Other aides cautioned that there has only been a general discussion of auto-enrollment and not a push for it yet.

Some senators are in favor of repealing Obamacare’s regulations if money for high-risk pools is increased. Republicans argue that high-risk pools could step in to provide coverage for people with pre-existing conditions, but Democrats counter that they were seriously underfunded when tried before Obamacare.

Sen. Mike Rounds (R-S.D.) said he and other senators have proposed to leadership that an actuary be brought in to consult them on how much funding will be needed for the high-risk pools to function well.

“It appeared as though the numbers they talked about in the House were probably considerably lower than what they needed to make it actually work,” Rounds said. “All we want is an honest estimate that an actuary would look at and say, ‘This is reasonable.’”
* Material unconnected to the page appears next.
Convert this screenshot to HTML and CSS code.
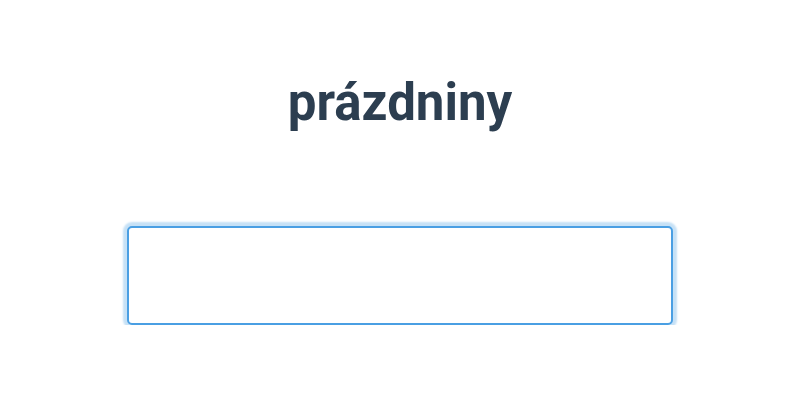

Another potential problem is that repealing Obamacare’s regulations might not be possible under Senate rules governing the fast-track process known as reconciliation. Republicans are using that process to bypass a Democratic filibuster and pass the repeal bill with a simply majority.

Under those rules, provisions must be related to the budget to be included in the bill. Sen. John Cornyn (R-Texas) said earlier this month that lawmakers were “looking at” whether the essential health benefits regulation could be repealed under the process.

Sen. Ron Johnson (R-Wis.), who has attended some of the Senate working group meetings, argues that all of Obamacare could be repealed under the rules because the regulations drive up premiums, which in turn drives up government spending on subsidies.

“Personally, I think we could repeal the entire healthcare bill, because all those market reforms are tied to premium increases which affect subsidies; they’re all budget related,” Johnson said.

Asked if his colleagues in the working group agreed with him, Johnson said: “I think we have differences of opinion in terms of that, so that’s my opinion.”